Prophéties V (Laf. 488, Sel. 734). Les Juifs en le tuant pour ne le point recevoir pour Messie, lui ont donné la dernière marque du Messie. Et en continuant à le méconnaître ils se sont rendus témoins irréprochables. Et en le tuant et continuant à le renier ils ont accompli les prophéties.

On retrouve des idées analogues sous la plume de Sacy.

La Genèse, tr. Sacy, Ie partie, Préface, § V.

« Il est important d’ajouter ici quelques réflexions sur l’état présent des Juifs, parce qu’ils sont une des marques les plus claires de la vérité de notre foi. [...] Ceci nous fait voir combien il est vrai que Dieu est le maître et l’arbitre de tout ce qui se passe sur la terre, et que le cours du monde n’a point d’autre loi que son ordre souverain, et l’accomplissement de ses desseins éternels.

Car qui n’admirera, selon la réflexion très judicieuse de saint Augustin, les marques de la sagesse et de la toute-puissance de Dieu, qui éclatent sensiblement dans toute la manière dont il a conduit le peuple Juif ? Il choisit ce peuple quinze siècles avant Jésus-Christ.

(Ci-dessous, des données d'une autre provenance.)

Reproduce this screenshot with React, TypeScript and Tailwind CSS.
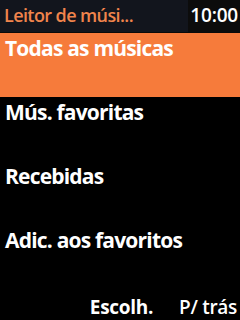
import React from "react";

const items = ["Todas as músicas", "Mús. favoritas", "Recebidas", "Adic. aos favoritos"];

export default function App() {
  return (
    <div
      className="w-[240px] h-[320px] bg-black flex flex-col overflow-hidden"
      style={{ fontFamily: '"Open Sans", "DejaVu Sans", sans-serif' }}
    >
      <div className="h-[33px] flex bg-[#12151d] border-b border-[#0a0a0a]">
        <div className="flex-1 pl-[4px] pt-[2px] text-[#f0844c] text-[18px] font-semibold leading-[26px] tracking-[-0.6px]">
          Leitor de músi...
        </div>
        <div className="w-[52px] bg-[#0c0c0c] flex justify-end pr-[2px] pt-[2px] text-white text-[19px] font-semibold leading-[26px] tracking-[-0.2px]">
          10:00
        </div>
      </div>
      <div className="flex flex-col">
        {items.map((t, i) => (
          <div
            key={t}
            className={`h-[64px] pl-[5px] pt-[1px] text-white text-[21px] font-bold leading-[28px] tracking-[-0.8px] ${
              i === 0 ? "bg-[#f67b3b]" : ""
            }`}
          >
            {t}
          </div>
        ))}
      </div>
      <div className="flex-1 flex items-end justify-end pb-[1px] pr-[3px] text-white text-[19px] font-bold leading-[24px] tracking-[-0.3px]">
        <span className="mr-[26px]">Escolh.</span>
        <span className="font-semibold">P/ trás</span>
      </div>
    </div>
  );
}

Il lui donne sa loi. Il le rend dépositaire de sa parole et de ses promesses. Et il fait que tout ce peuple devient comme un grand prophète : magnus quidam propheta, dit saint Augustin ; en sorte que dans son élévation, dans son abaissement, dans ses victoires, dans ses défaites, dans son sacerdoce, dans ses sacrifices, dans son temple, dans ses Juges, dans ses rois, dans ses prophéties ; et enfin dans tout ce qui lui arrive, selon ce qui vient d’être cité de saint Paul, il est la figure vivante et animée de tout ce qui devait arriver à Jésus-Christ et à son Église.

Et après que Jésus-Christ a paru dans le monde, et que ces mêmes Juifs qui mettaient toute leur gloire à attendre le Messie, l’ont rejeté, et l’ont fait mourir cruellement, Dieu les a rejetés aussi par une très grande justice. Mais en même temps il a fait que leur réprobation est devenue plus utile à l’Église, que n’aurait été leur conversion.

Car s’ils avaient embrassé la foi, ils auraient pu être suspects aux Gentils, auxquels ils devaient apprendre la vérité des prophéties, puisqu’il est aisé que les Chrétiens soutiennent tout ce qui favorise Jésus-Christ. « Au lieu que maintenant Dieu les a dispersés, et les fait subsister depuis dix-sept siècles dans toute la terre, comme des témoins irréprochables qui déposent en tous lieux en faveur de Jésus-Christ et de sa Religion au même temps qu’ils détestent l’un et l’autre ; et qui conservant avec un grand respect l’Écriture sainte, à la lettre de laquelle ils s’attachent inviolablement, présentent cette même Écriture en tous lieux, afin que tous les hommes y lisent en des termes très clairs et très convaincants la justification de notre foi, et la condamnation de leur perfidie » : Gens Judeorum, dit saint Augustin, reproba per infidelitatem, a sedibus extirpata per mundum usquequaque dispergitur, ut ubique portet codices sanctos : Ac sic prophetiæ testimonium, quâ Christus et Ecclesia prœnuntiata est, ne ad tempus à nobis fictum existimaretur, ab ipsis adversariis proferatur ; ubi etiam ipsos prædictum est non fuisse credituros ».